Another Las Vegan, Miles Martinez, the guy Lemuel beat in the regional finals at Doolittle Park in August, also lost in the first round -- to Sarah "Acid Tongue" Cummard, wife of former Brigham Young basketball star Lee Cummard, who helped instigate a brawl at the Thomas & Mack Center a few years back. (Actually, Martinez lost to a Lithuanian named Dainius Novickas, because not even Alcatraz's forbidding walls, abject isolation and chilly, shark-infested waters could have rehabilitated Mrs. Cummard in the eyes of UNLV fans.)

Lemuel, on the other hand, felt the forlornness of the place. He wanted the full Alcatraz experience. He wanted to know what it felt like to sit in that dining hall among the baddest apples in the bunch, among Creepy Karpis and George "Machine Gun" Kelly and Al Capone and Robert Stroud, the notorious "Birdman of Alcatraz" who spent six years in segregation on D Block and 11 years in the prison hospital, with the alluring, cello-playing Virginia Madsen nowhere to be found.

"You definitely put yourself in that spot, to know what those guys might have felt like every day," said Lemuel, the son of an abusive Army sergeant. Lemuel got into a little trouble himself -- mostly with his fists -- after his father died of colon cancer when Derrick was 16. He was suspended from high school 12 times, a record that still stands, he says.

Now 29, Lemuel has turned his life around, has a steady job working the front desk at 24-Hour Fitness, rides his bicycle wherever he goes, is built like a Greek god, speaks in a Barry White baritone, still dreams of playing pro ball overseas and can joke about his violent past. But just to mess with the other players, he broke a spoon in half while they were eating, because broken spoons make good shanks, he said. And then he laughed a sinister laugh, like Alvin "Creepy" Karpis.

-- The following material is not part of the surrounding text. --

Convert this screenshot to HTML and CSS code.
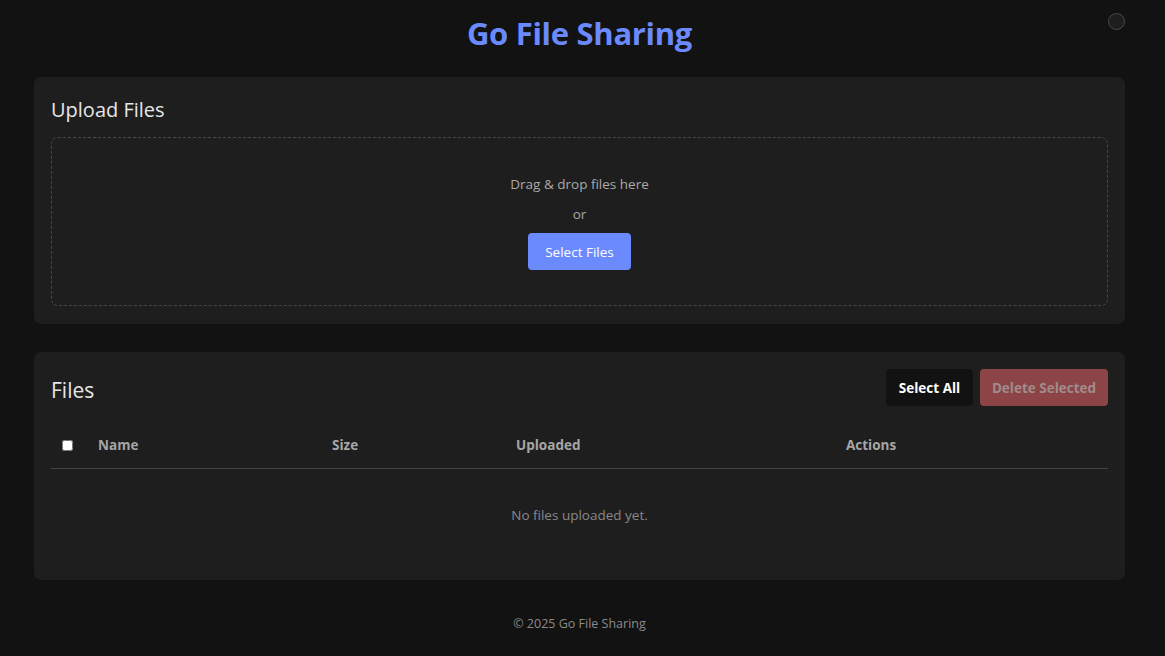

As the ferry motored back toward Pier 33 on Fisherman's Wharf -- escaping from Alcatraz these days is a lot easier than it used to be -- Derrick Lemuel looked off into the icy waters of San Francisco Bay and tried to convince himself that the Anglin brothers and Frank Morris could have survived when they went over The Rock's notorious wall on June 11, 1962, that perhaps they were still living on a beach somewhere with Andy Dufresne and Red from "The Shawshank Redemption."

Lemuel also made a mental note: That should he qualify for next year's King of the Rock, he must bring a heavier jacket.